In Isaac Julien’s film Looking for Langston we begin at the end: a funeral. Well-dressed men and women sob, tears running down their cheeks. The camera pans across an open coffin, over the face of a young man. The large church is claustrophobic, crammed with pale blooms.
The camera travels down, and we shift underground to a 1920s speakeasy, populated with beautiful, well-dressed young people. The music is loud and jazzy, and the air is hazy with smoke. Private dramas play out as patrons eye one another across champagne coupes. There is no dialogue, just intense, extended gazes. Sometimes they land right on you, direct to camera, and the cool, darkened gallery feels suddenly warm.
White flags are fluttering in the wind. Cut to a scene in bed. Two bodies approach each other; longing, aching. There are furtive trysts in dark alleys, boots crunching on asphalt as two lovers approach the meeting place. Poetry is recited in deep, honey-toned voices (“We lurk in the shadows”) over these erotic vignettes.

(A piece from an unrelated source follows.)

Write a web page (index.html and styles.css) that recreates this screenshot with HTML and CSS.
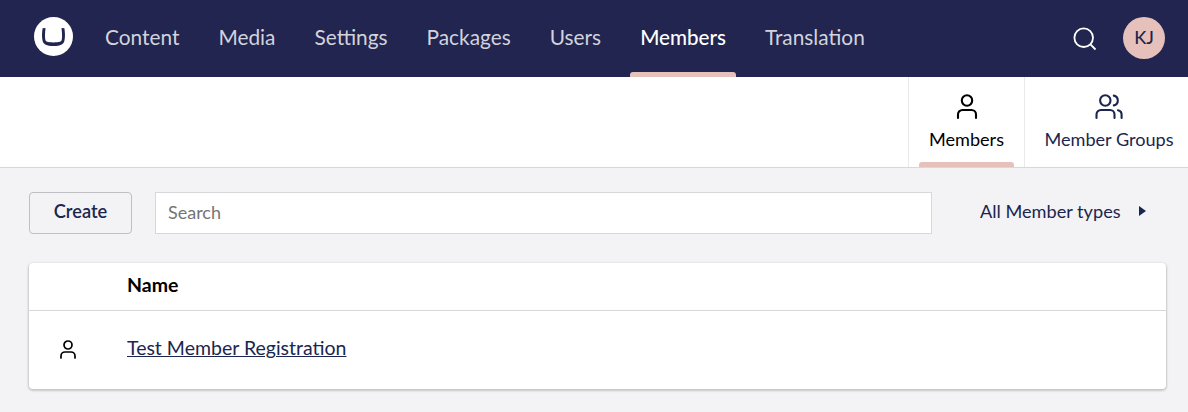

The aesthetic of Julien’s Looking for Langston, 1989/2016, is decidedly Hollywood. It is F. Scott Fitzgerald, Greta Garbo and the jazz age. It is excess, youthful love affairs and unbridled angst. But it’s also different to these clichés. Julien’s protagonists are all men, and most of them are black.
Neither black stories nor homosexual stories are the stuff of vintage Hollywood, let alone black and homosexual. It becomes clear through the voice-overs in Looking for Langston, drawn from texts by writers such as James Baldwin and Bruce Nugent, as well as Langston Hughes, that not only were these stories absent from mainstream representation, they were also suppressed within black communities. As one voice says, “Homosexuality was a sin against the race, so it had to be kept a secret, even when it was a widely shared one.” These men were rendered invisible twice over.
This shared experience of black queerness would explain why Julien, who is black, queer and British, identifies so strongly with the American story he tells in Looking for Langston.
Hughes was not openly gay during his life, and there are conflicting opinions in posthumous literary and queer readings regarding his sexual orientation.
The title of Julien’s film suggests that he was seeking to tell an un-told story, to find something hidden beneath the surface, to seek out the real Langston Hughes. The film includes archival images and footage, suggesting a bio-pic quality.
As the film reaches its climax, jazz music at the bar is replaced with 1980s house music, and the dapper men (still in tailcoats) shift from couples dancing to nightclub partying, complete with open, ecstatic faces. So, Looking for Langston moves in and out of the specificity of Hughes, and he becomes symbolic of black queer experience over time.
In the gallery, a selection of suave, sensual and intimate photographic stills is showing alongside the film. Enormous, glossy mural prints reflect the excess of all-night partying, while in a selection of smaller, framed images these stories are made personal and close. Together the images and film are a poignant and poetic reflection on black queer experience, and in the nearly 30 years since the initial release of Julien’s film, it has become practically canonical in its historical importance.
The exhibition Isaac Julien: ‘Film-Noir Angels’ Looking for Langston is part of Sydney’s 40th Mardi Gras Festival. The film Looking for Langston will also be screened in its original 16mm format at the Art Gallery of New South Wales, 14 February at 7pm, and the artist will be in conversation with AGNSW deputy director Maud Page. On 18 February, the artist will also be present at the screening of his 1991 film, Young Soul Rebels, at the Golden Age Cinema as part of the Mardi Gras Queer Screen program.